Content area
Abstract
The present study describes the grammatical structure of Sidaama, a Highland East Cushitic language spoken in the south-central part of Ethiopia. Sidaama is spoken by over 1,800,000 people, but there has been relatively little research on the language.
Chapter 1 (introduction) gives background information on the Sidaama language and the Sidaama people, briefly reviews previous studies, and discusses the methodology used in the present study.
Chapters 2-5 use basic linguistic theory (Dixon 1997, Dryer 2006) to describe the phonology and morphosyntax of Sidaama, and Chapter 6 examines the event integration patterns (Talmy 1991, 2000b) as one property of semantic structuring in this language.
Chapter 2 (phonology) lists the phonemes, the consonant clusters, and the geminates, describes suprasegmentals (syllables and moras, pitch accent, intonation, and pause), and presents morphophonemic rules.
Chapter 3 (parts of speech) describes characteristics of parts of speech. The topics discussed in this chapter include types of nouns and verbs, similarities between adjectives and nouns and between adjectives and verbs, various pronominal forms, and clitics.
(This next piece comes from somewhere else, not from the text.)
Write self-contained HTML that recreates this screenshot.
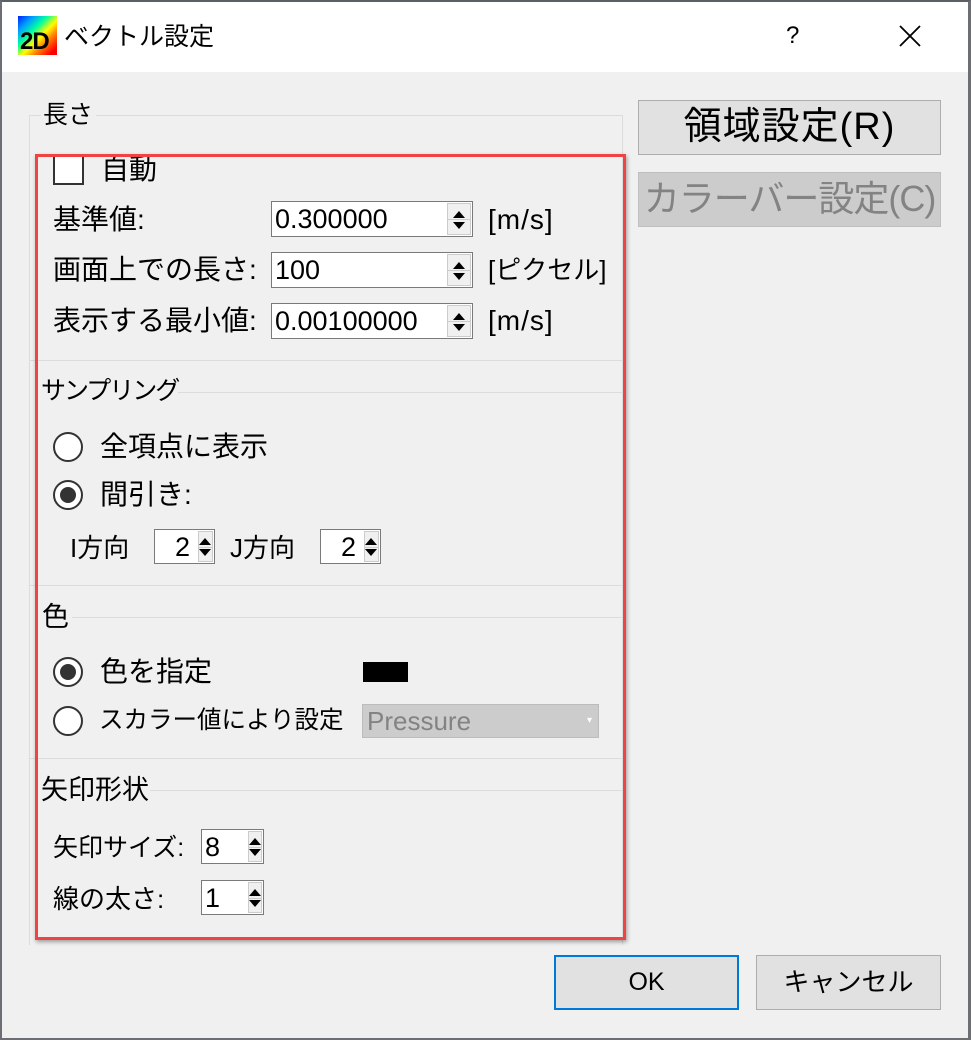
<!DOCTYPE html>
<html><head><meta charset="utf-8"><style>
*{margin:0;padding:0;box-sizing:border-box}
body{width:971px;height:1040px;overflow:hidden;background:#f0f0f0;font-family:"Liberation Sans","Noto Sans CJK JP",sans-serif;color:#000;position:relative}
.a{position:absolute}
.t{position:absolute;font-size:28px;line-height:32px;white-space:nowrap}
.g{position:absolute;font-size:25px;line-height:30px;white-space:nowrap}
.frame{position:absolute;left:0;top:0;width:971px;height:1040px;border:2px solid #6b6e72;border-top-color:#5b6067;border-right-width:3px}
.title{position:absolute;left:2px;top:2px;width:966px;height:70px;background:#fff}
.gl{position:absolute;height:1px;background:#dcdcdc}
.gv{position:absolute;width:1px;background:#dcdcdc}
.spin{position:absolute;background:#fff;border:1px solid #7a7a7a}
.spin .v{position:absolute;left:3px;font-size:27px;line-height:32px;white-space:nowrap}
.spin .b{position:absolute;right:1px;top:1px;bottom:1px;width:24px;background:#f0f0f0;border:1px solid #ccc}
.spin .b:before{content:"";position:absolute;left:5px;top:22%;border:6px solid transparent;border-bottom:7px solid #000;border-top:0}
.spin .b:after{content:"";position:absolute;left:5px;bottom:18%;border:6px solid transparent;border-top:7px solid #000;border-bottom:0}
.spin .b i{position:absolute;left:0;right:0;top:50%;height:1px;background:#ccc}
.spin .b.s:before,.spin .b.s:after{left:0}
.radio{position:absolute;width:30px;height:30px;border:2px solid #333;border-radius:50%;background:#fff}
.radio.on:after{content:"";position:absolute;left:5px;top:5px;width:16px;height:16px;border-radius:50%;background:#333}
.btn{position:absolute;background:#e1e1e1;border:1px solid #adadad;text-align:center;white-space:nowrap}
</style></head><body>
<div class="title"></div>
<div class="a" style="left:18px;top:16px;width:39px;height:39px;background:linear-gradient(135deg,#0020ff 0%,#00a0ff 20%,#00ffa0 38%,#ffff00 55%,#ff8000 70%,#ff0000 90%)"></div>
<div class="a" style="left:20px;top:28px;font-size:24px;font-weight:bold;color:#000;line-height:28px;letter-spacing:-1px">2D</div>
<div class="t" style="left:64px;top:21px;font-size:25px;line-height:32px">ベクトル設定</div>
<div class="t" style="left:786px;top:20px;font-size:24px">?</div>
<svg class="a" style="left:898px;top:24px" width="24" height="24"><path d="M2 2L22 22M22 2L2 22" stroke="#000" stroke-width="1.8"/></svg>

<div class="gl" style="left:96px;top:115px;width:527px"></div>
<div class="gv" style="left:29px;top:115px;height:830px"></div>
<div class="gl" style="left:29px;top:115px;width:12px"></div>
<div class="gv" style="left:622px;top:115px;height:830px"></div>
<div class="gl" style="left:29px;top:360px;width:594px"></div>
<div class="gl" style="left:178px;top:392px;width:445px"></div>
<div class="gl" style="left:29px;top:585px;width:594px"></div>
<div class="gl" style="left:72px;top:617px;width:551px"></div>
<div class="gl" style="left:29px;top:758px;width:594px"></div>
<div class="gl" style="left:150px;top:790px;width:473px"></div>

<div class="g" style="left:43px;top:100px">長さ</div>
<div class="a" style="left:53px;top:155px;width:31px;height:30px;border:2px solid #333;background:#fff"></div>
<div class="t" style="left:101px;top:154px">自動</div>

<div class="t" style="left:53px;top:204px">基準値:</div>
<div class="spin" style="left:271px;top:201px;width:202px;height:36px"><span class="v" style="top:1px">0.300000</span><div class="b"><i></i></div></div>
<div class="t" style="left:488px;top:204px;letter-spacing:1px">[m/s]</div>

<div class="t" style="left:53px;top:254px">画面上での長さ:</div>
<div class="spin" style="left:271px;top:252px;width:202px;height:36px"><span class="v" style="top:1px">100</span><div class="b"><i></i></div></div>
<div class="t" style="left:488px;top:254px;font-size:26px">[ピクセル]</div>

<div class="t" style="left:53px;top:305px">表示する最小値:</div>
<div class="spin" style="left:271px;top:303px;width:202px;height:36px"><span class="v" style="top:1px">0.00100000</span><div class="b"><i></i></div></div>
<div class="t" style="left:488px;top:305px;letter-spacing:1px">[m/s]</div>

<div class="g" style="left:41px;top:376px;letter-spacing:-2px">サンプリング</div>
<div class="radio" style="left:53px;top:432px"></div>
<div class="t" style="left:100px;top:431px">全項点に表示</div>
<div class="radio on" style="left:53px;top:480px"></div>
<div class="t" style="left:100px;top:479px">間引き:</div>
<div class="t" style="left:70px;top:532px;font-size:26px">I方向</div>
<div class="spin" style="left:154px;top:529px;width:61px;height:35px"><span class="v" style="top:1px;left:20px">2</span><div class="b s" style="width:15px"><i></i></div></div>
<div class="t" style="left:230px;top:532px;font-size:26px">J方向</div>
<div class="spin" style="left:320px;top:529px;width:61px;height:35px"><span class="v" style="top:1px;left:20px">2</span><div class="b s" style="width:15px"><i></i></div></div>

<div class="g" style="left:42px;top:602px;font-size:27px">色</div>
<div class="radio on" style="left:53px;top:657px"></div>
<div class="t" style="left:100px;top:656px">色を指定</div>
<div class="a" style="left:363px;top:662px;width:45px;height:20px;background:#000"></div>
<div class="radio" style="left:53px;top:706px"></div>
<div class="t" style="left:99px;top:705px;font-size:24.5px">スカラー値により設定</div>
<div class="a" style="left:362px;top:704px;width:237px;height:34px;background:#cccccc;border:1px solid #bcbcbc"><span class="t" style="left:4px;top:0px;font-size:26px;color:#838383">Pressure</span><span class="a" style="right:6px;top:10px;font-size:10px;color:#fff">&#9662;</span></div>

<div class="g" style="left:41px;top:775px;font-size:27px">矢印形状</div>
<div class="t" style="left:53px;top:832px;font-size:25px">矢印サイズ:</div>
<div class="spin" style="left:201px;top:829px;width:63px;height:35px"><span class="v" style="top:1px">8</span><div class="b s" style="width:14px"><i></i></div></div>
<div class="t" style="left:53px;top:883px;font-size:26px">線の太さ:</div>
<div class="spin" style="left:201px;top:880px;width:63px;height:35px"><span class="v" style="top:1px">1</span><div class="b s" style="width:14px"><i></i></div></div>

<div class="a" style="left:35px;top:154px;width:591px;height:786px;border:3px solid #f04444;box-shadow:1px 2px 4px rgba(0,0,0,.35)"></div>

<div class="btn" style="left:638px;top:100px;width:303px;height:55px;font-size:38px;line-height:52px;letter-spacing:1px">領域設定(R)</div>
<div class="btn" style="left:638px;top:172px;width:303px;height:55px;font-size:36px;line-height:52px;background:#cccccc;border-color:#bfbfbf;color:#838383;letter-spacing:-1px">カラーバー設定(C)</div>
<div class="btn" style="left:554px;top:955px;width:185px;height:55px;border:2px solid #0078d7;font-size:25px;line-height:51px">OK</div>
<div class="btn" style="left:756px;top:955px;width:185px;height:55px;font-size:26px;line-height:53px">キャンセル</div>

<div class="frame"></div>
</body></html>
Chapter 4 (morphology) discusses reduplication of verb roots, suprafixes on nouns and adjectives, and suffixes on nouns, adjectives, and verbs. It also examines the ordering relationship of the suffixes.
Chapter 5 (syntax) discusses four topics on the syntax of Sidaama. The first section looks into grammatical relations in terms of how they are coded and in what constructions they occur. The second topic of Chapter 5 is word order. The third section of Chapter 5 discusses two types of external possessor construction, the oblique possessum external possessor construction and the dative possessor external possessor construction. The fourth section examines the structures of relative clauses and the types of elements that can be relativized.
Chapter 6 (semantics) examines the semantic structure of Sidaama, which shows characteristics of a verb-framed language, in terms of how it expresses different types of events, using Talmy's (1985, 1991, 2000b) typological framework of event integration. It investigates how the schematic and the non-schematic components of the five types of events (motion, state change, realization, temporal contouring, and action correlating) appear morphosyntactically in this language.